For your nth workflow/feature, just follow these steps:
- Have a dummy microservice repository to do every kind of destructive testing.
- Never merge to main in your central-workflows repo without testing, it’s the key piece for CI/CD.
Summing up:
The current, but not final, outcome
To give you a more precise look, our CI/CD system from a developers POV:
In simpler terms, the process is entirely automated, unified and customized to meet the developers’ requirements. Numerous changes, new features, and fixes have been introduced through various releases. Moreover, the central workflows enable us to provide a solution that evolves rapidly while allowing developers to choose their own pace—some are content with version 0.17.0, while others prefer 0.18.19. As time progressed, the frequency of fixes diminished, allowing us to shift our focus to introducing new features that may not be universally needed by all developers, and that’s perfectly acceptable. Some of our newest features include:
- Better caching.
- Slack notifications (And improved slack notifications)
- GAR support.
- Customizable NPM version.
- Improved e2e tests result communication.
- Automation of Changelog.
- Multiple applications - one repo support.…
What’s on the horizon
New releases are happening weekly at least, but I’d see our three major focuses for the mid-term future would be:
Dynamic/Preview Environments: The era of testing locally is so 2020. We envision a future where creating a PR automatically generates a temporary environment, 100% equivalent to dev, enabling developers to experiment freely.
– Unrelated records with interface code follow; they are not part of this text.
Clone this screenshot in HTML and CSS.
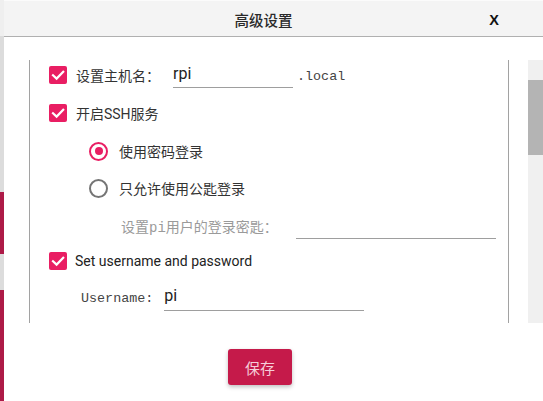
FILE: index.html
```html
<!DOCTYPE html>
<html lang="zh">
<head>
<meta charset="utf-8">
<title>高级设置</title>
<link rel="stylesheet" href="styles.css">
</head>
<body>
<div class="app">
  <div class="strip">
    <div class="seg seg-top"></div>
    <div class="seg seg-gray h156"></div>
    <div class="seg seg-red h62"></div>
    <div class="seg seg-gray h36"></div>
    <div class="seg seg-red fill"></div>
  </div>
  <div class="dialog">
    <header class="hdr">
      <span class="title">高级设置</span>
      <span class="close">X</span>
    </header>
    <div class="main">
      <div class="frame">
        <div class="row r1">
          <span class="cb"><svg viewBox="0 0 18 18" width="18" height="18"><path d="M4 9.2 L7.6 12.6 L14.2 5.8" fill="none" stroke="#fff" stroke-width="2.2" stroke-linecap="square"/></svg></span>
          <span class="lbl lbl-host">设置主机名：</span>
          <input class="field f-host" type="text" value="rpi">
          <span class="mono suffix">.local</span>
        </div>
        <div class="row r2">
          <span class="cb"><svg viewBox="0 0 18 18" width="18" height="18"><path d="M4 9.2 L7.6 12.6 L14.2 5.8" fill="none" stroke="#fff" stroke-width="2.2" stroke-linecap="square"/></svg></span>
          <span class="lbl">开启SSH服务</span>
        </div>
        <div class="row r3">
          <span class="radio on"><span class="dot"></span></span>
          <span class="lbl">使用密码登录</span>
        </div>
        <div class="row r4">
          <span class="radio"></span>
          <span class="lbl">只允许使用公匙登录</span>
        </div>
        <div class="row r5">
          <span class="hint">设置pi用户的登录密匙：</span>
          <input class="field f-key" type="text" value="">
        </div>
        <div class="row r6">
          <span class="cb"><svg viewBox="0 0 18 18" width="18" height="18"><path d="M4 9.2 L7.6 12.6 L14.2 5.8" fill="none" stroke="#fff" stroke-width="2.2" stroke-linecap="square"/></svg></span>
          <span class="lbl lbl-en">Set username and password</span>
        </div>
        <div class="row r7">
          <span class="mono user-lbl">Username:</span>
          <input class="field f-user" type="text" value="pi">
        </div>
      </div>
      <div class="scrollbar"><div class="thumb"></div></div>
    </div>
    <div class="footer">
      <button class="save">保存</button>
    </div>
  </div>
</div>
</body>
</html>
```

FILE: styles.css
```css
* { box-sizing: border-box; }
html, body { margin: 0; padding: 0; }
body {
  width: 543px;
  height: 401px;
  overflow: hidden;
  background: #fff;
  font-family: Roboto, "Noto Sans CJK SC", sans-serif;
}
.app {
  display: flex;
  height: 401px;
}
.strip {
  width: 4px;
  display: flex;
  flex-direction: column;
}
.seg-top { height: 36px; background: #efefef; }
.seg-gray { background: #dcdcdc; }
.seg-red { background: #ad1a47; }
.h156 { height: 156px; }
.h62 { height: 62px; }
.h36 { height: 36px; }
.fill { flex: 1; }

.dialog {
  flex: 1;
  display: flex;
  flex-direction: column;
  background: #fff;
}
.hdr {
  height: 37px;
  background: #f4f4f4;
  border-top: 1px solid #fbfbfb;
  border-bottom: 1px solid #b0b0b0;
  display: grid;
  align-items: center;
}
.title, .close { grid-area: 1 / 1; }
.title {
  text-align: center;
  padding-right: 20px;
  font-family: "Noto Sans CJK SC", sans-serif;
  font-size: 14.5px;
  font-weight: 500;
  color: #2a2a2a;
  padding-top: 1px;
}
.close {
  justify-self: end;
  margin-right: 44px;
  font-family: "Liberation Sans", Arial, sans-serif;
  font-weight: 700;
  font-size: 14.5px;
  color: #111;
  padding-top: 2px;
}

.main {
  display: flex;
  padding: 23px 0 0 25px;
}
.frame {
  width: 480px;
  height: 263px;
  border-left: 1px solid #a2a2a2;
  border-right: 1px solid #a2a2a2;
  padding-left: 19px;
  display: flex;
  flex-direction: column;
}
.scrollbar {
  width: 15px;
  height: 263px;
  margin-left: 19px;
  background: #f0f0f0;
  padding-top: 20px;
}
.thumb {
  height: 75px;
  background: #b4b4b4;
}

.row {
  display: flex;
  align-items: center;
}
.r1 { height: 29px; }
.r2 { height: 48px; }
.r3 { height: 28px; padding-left: 40px; }
.r4 { height: 46px; padding-left: 40px; }
.r5 { height: 28px; padding-left: 72px; }
.r6 { height: 44px; }
.r7 { height: 28px; padding-left: 32px; }

.cb {
  width: 18px;
  height: 18px;
  border-radius: 2px;
  background: #e91e63;
  display: flex;
  flex: none;
}
.lbl {
  margin-left: 9px;
  font-size: 14px;
  color: #333;
}
.lbl-host { width: 97px; }
.lbl-en { margin-left: 8px; color: #222; }
.r3 .lbl, .r4 .lbl { margin-left: 11px; }

.radio {
  width: 19px;
  height: 19px;
  border-radius: 50%;
  border: 2px solid #757575;
  display: flex;
  align-items: center;
  justify-content: center;
  flex: none;
}
.radio.on { border: 2.5px solid #e91e63; }
.dot {
  width: 8px;
  height: 8px;
  border-radius: 50%;
  background: #e91e63;
}

.field {
  height: 28px;
  border: 0;
  border-bottom: 1px solid #9e9e9e;
  background: transparent;
  padding: 0 0 1px 0;
  margin: 0;
  font-family: Roboto, sans-serif;
  font-size: 16px;
  color: #222;
  outline: none;
  align-self: flex-start;
}
.f-host { width: 120px; }
.f-key { width: 200px; margin-left: 18px; }
.f-user { width: 200px; margin-left: 11px; padding-bottom: 3px; }

.mono {
  font-family: "Liberation Mono", "Noto Sans CJK SC", monospace;
  font-size: 13.4px;
  color: #444;
}
.suffix { margin-left: 4px; padding-top: 3px; }
.user-lbl { padding-top: 2px; }
.hint {
  font-family: "Liberation Mono", "Noto Sans CJK SC", monospace;
  font-size: 14px;
  color: #9a9a9a;
  padding-top: 2px;
}

.footer {
  padding: 26px 0 0 224px;
}
.save {
  width: 64px;
  height: 36px;
  border: 0;
  border-radius: 3px;
  background: #c51a4a;
  color: #f6cdd9;
  font-family: "Noto Sans CJK SC", sans-serif;
  font-size: 15px;
  box-shadow: 0 2px 4px rgba(0, 0, 0, 0.25);
  padding: 0;
}
```
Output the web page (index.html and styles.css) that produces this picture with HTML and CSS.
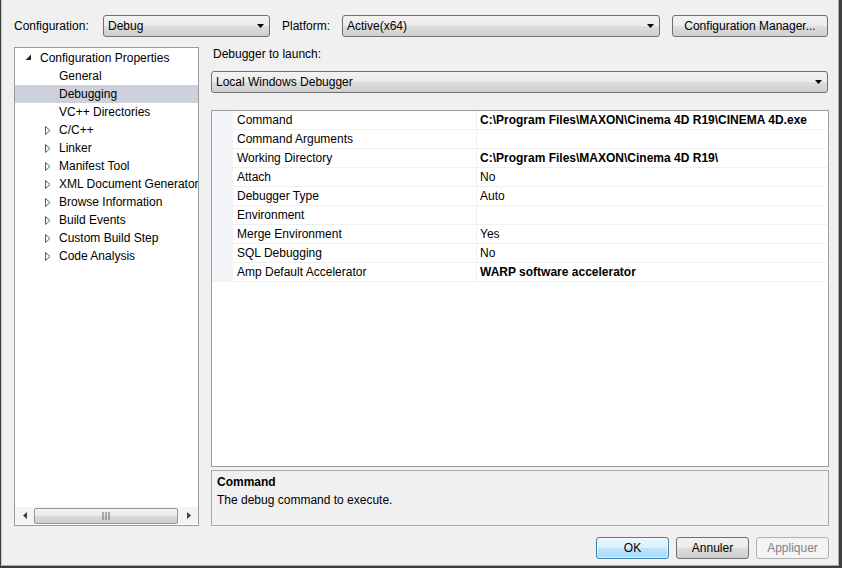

Enhanced Efficiency: Centralizing the CI/CD system magnifies the impact of every improvement or decrement in quality across the entire system. As we move forward, priorities lie in optimizing caching, improving efficiency, and fortifying robustness, underscoring their heightened significance.
Automated Testing of Workflows: A more robust testing system is on the horizon, simplifying the process for developers to explore new features or fixes on the central workflows repository. This initiative aims to make the adoption of changes smoother and more enticing for developers.